* WORK TO BE COMPLETED:
Once the pictures are set aside, transcribe the remaining data exactly.

* SOURCE EXCERPT:
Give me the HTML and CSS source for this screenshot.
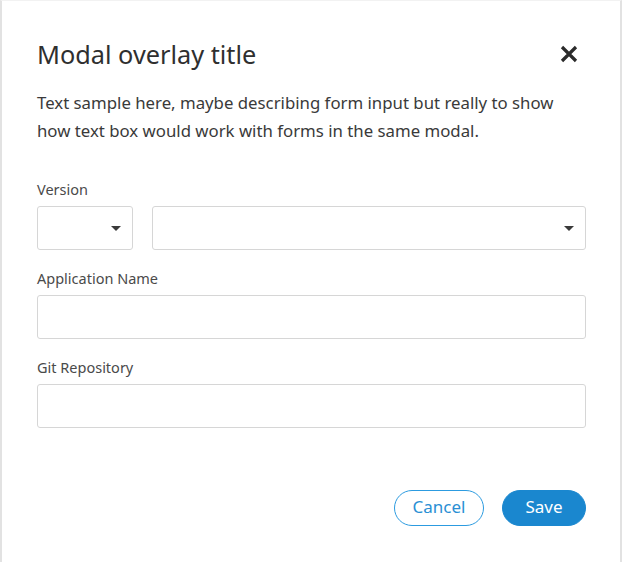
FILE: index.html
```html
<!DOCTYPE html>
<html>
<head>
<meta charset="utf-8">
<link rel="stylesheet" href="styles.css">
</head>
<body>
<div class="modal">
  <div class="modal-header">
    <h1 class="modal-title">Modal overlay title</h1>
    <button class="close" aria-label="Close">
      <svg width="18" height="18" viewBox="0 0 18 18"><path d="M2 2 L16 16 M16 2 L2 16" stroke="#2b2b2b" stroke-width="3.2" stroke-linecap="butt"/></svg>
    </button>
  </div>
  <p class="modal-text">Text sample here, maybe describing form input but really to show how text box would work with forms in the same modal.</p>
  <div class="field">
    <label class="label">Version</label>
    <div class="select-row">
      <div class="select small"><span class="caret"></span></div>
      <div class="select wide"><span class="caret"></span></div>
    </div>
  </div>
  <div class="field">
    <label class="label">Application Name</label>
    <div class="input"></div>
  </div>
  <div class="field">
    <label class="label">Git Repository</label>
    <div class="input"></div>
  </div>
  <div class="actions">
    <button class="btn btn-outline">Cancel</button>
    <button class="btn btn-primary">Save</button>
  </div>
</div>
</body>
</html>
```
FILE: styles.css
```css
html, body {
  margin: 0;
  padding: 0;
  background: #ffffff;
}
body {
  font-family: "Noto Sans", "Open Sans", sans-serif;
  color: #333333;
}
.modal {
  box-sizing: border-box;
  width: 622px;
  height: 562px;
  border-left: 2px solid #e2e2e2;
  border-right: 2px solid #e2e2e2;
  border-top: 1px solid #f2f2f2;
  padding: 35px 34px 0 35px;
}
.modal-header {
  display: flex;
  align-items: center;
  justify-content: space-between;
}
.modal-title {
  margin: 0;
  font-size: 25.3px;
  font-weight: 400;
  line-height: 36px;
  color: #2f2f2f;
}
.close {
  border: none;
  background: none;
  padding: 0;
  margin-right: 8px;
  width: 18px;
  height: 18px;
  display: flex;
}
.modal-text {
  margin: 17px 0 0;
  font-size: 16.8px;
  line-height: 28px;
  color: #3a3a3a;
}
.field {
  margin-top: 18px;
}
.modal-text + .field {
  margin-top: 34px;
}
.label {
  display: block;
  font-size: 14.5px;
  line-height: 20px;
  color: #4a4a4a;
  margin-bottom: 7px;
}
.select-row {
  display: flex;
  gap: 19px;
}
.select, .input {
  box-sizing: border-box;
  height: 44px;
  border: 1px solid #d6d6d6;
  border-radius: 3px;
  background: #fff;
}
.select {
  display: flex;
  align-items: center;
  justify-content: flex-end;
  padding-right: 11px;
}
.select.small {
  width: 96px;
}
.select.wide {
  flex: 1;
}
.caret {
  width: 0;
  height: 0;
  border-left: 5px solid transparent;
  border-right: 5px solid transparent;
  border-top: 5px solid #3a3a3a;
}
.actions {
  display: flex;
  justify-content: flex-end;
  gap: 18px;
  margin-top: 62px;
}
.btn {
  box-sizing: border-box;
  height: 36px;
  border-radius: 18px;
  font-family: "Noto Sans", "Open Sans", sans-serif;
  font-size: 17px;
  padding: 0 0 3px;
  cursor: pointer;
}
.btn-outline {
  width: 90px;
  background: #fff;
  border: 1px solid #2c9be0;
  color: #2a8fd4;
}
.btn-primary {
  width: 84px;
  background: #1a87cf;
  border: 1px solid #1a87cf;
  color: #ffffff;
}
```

* EXPECTED ANSWER:
Give me the HTML and CSS source for this screenshot.
FILE: index.html
```html
<!DOCTYPE html>
<html>
<head>
<meta charset="utf-8">
<link rel="stylesheet" href="styles.css">
</head>
<body>
<div class="modal">
  <div class="modal-header">
    <h1 class="modal-title">Modal overlay title</h1>
    <button class="close" aria-label="Close">
      <svg width="18" height="18" viewBox="0 0 18 18"><path d="M2 2 L16 16 M16 2 L2 16" stroke="#2b2b2b" stroke-width="3.2" stroke-linecap="butt"/></svg>
    </button>
  </div>
  <p class="modal-text">Text sample here, maybe describing form input but really to show how text box would work with forms in the same modal.</p>
  <div class="field">
    <label class="label">Version</label>
    <div class="select-row">
      <div class="select small"><span class="caret"></span></div>
      <div class="select wide"><span class="caret"></span></div>
    </div>
  </div>
  <div class="field">
    <label class="label">Application Name</label>
    <div class="input"></div>
  </div>
  <div class="field">
    <label class="label">Git Repository</label>
    <div class="input"></div>
  </div>
  <div class="actions">
    <button class="btn btn-outline">Cancel</button>
    <button class="btn btn-primary">Save</button>
  </div>
</div>
</body>
</html>
```
FILE: styles.css
```css
html, body {
  margin: 0;
  padding: 0;
  background: #ffffff;
}
body {
  font-family: "Noto Sans", "Open Sans", sans-serif;
  color: #333333;
}
.modal {
  box-sizing: border-box;
  width: 622px;
  height: 562px;
  border-left: 2px solid #e2e2e2;
  border-right: 2px solid #e2e2e2;
  border-top: 1px solid #f2f2f2;
  padding: 35px 34px 0 35px;
}
.modal-header {
  display: flex;
  align-items: center;
  justify-content: space-between;
}
.modal-title {
  margin: 0;
  font-size: 25.3px;
  font-weight: 400;
  line-height: 36px;
  color: #2f2f2f;
}
.close {
  border: none;
  background: none;
  padding: 0;
  margin-right: 8px;
  width: 18px;
  height: 18px;
  display: flex;
}
.modal-text {
  margin: 17px 0 0;
  font-size: 16.8px;
  line-height: 28px;
  color: #3a3a3a;
}
.field {
  margin-top: 18px;
}
.modal-text + .field {
  margin-top: 34px;
}
.label {
  display: block;
  font-size: 14.5px;
  line-height: 20px;
  color: #4a4a4a;
  margin-bottom: 7px;
}
.select-row {
  display: flex;
  gap: 19px;
}
.select, .input {
  box-sizing: border-box;
  height: 44px;
  border: 1px solid #d6d6d6;
  border-radius: 3px;
  background: #fff;
}
.select {
  display: flex;
  align-items: center;
  justify-content: flex-end;
  padding-right: 11px;
}
.select.small {
  width: 96px;
}
.select.wide {
  flex: 1;
}
.caret {
  width: 0;
  height: 0;
  border-left: 5px solid transparent;
  border-right: 5px solid transparent;
  border-top: 5px solid #3a3a3a;
}
.actions {
  display: flex;
  justify-content: flex-end;
  gap: 18px;
  margin-top: 62px;
}
.btn {
  box-sizing: border-box;
  height: 36px;
  border-radius: 18px;
  font-family: "Noto Sans", "Open Sans", sans-serif;
  font-size: 17px;
  padding: 0 0 3px;
  cursor: pointer;
}
.btn-outline {
  width: 90px;
  background: #fff;
  border: 1px solid #2c9be0;
  color: #2a8fd4;
}
.btn-primary {
  width: 84px;
  background: #1a87cf;
  border: 1px solid #1a87cf;
  color: #ffffff;
}
```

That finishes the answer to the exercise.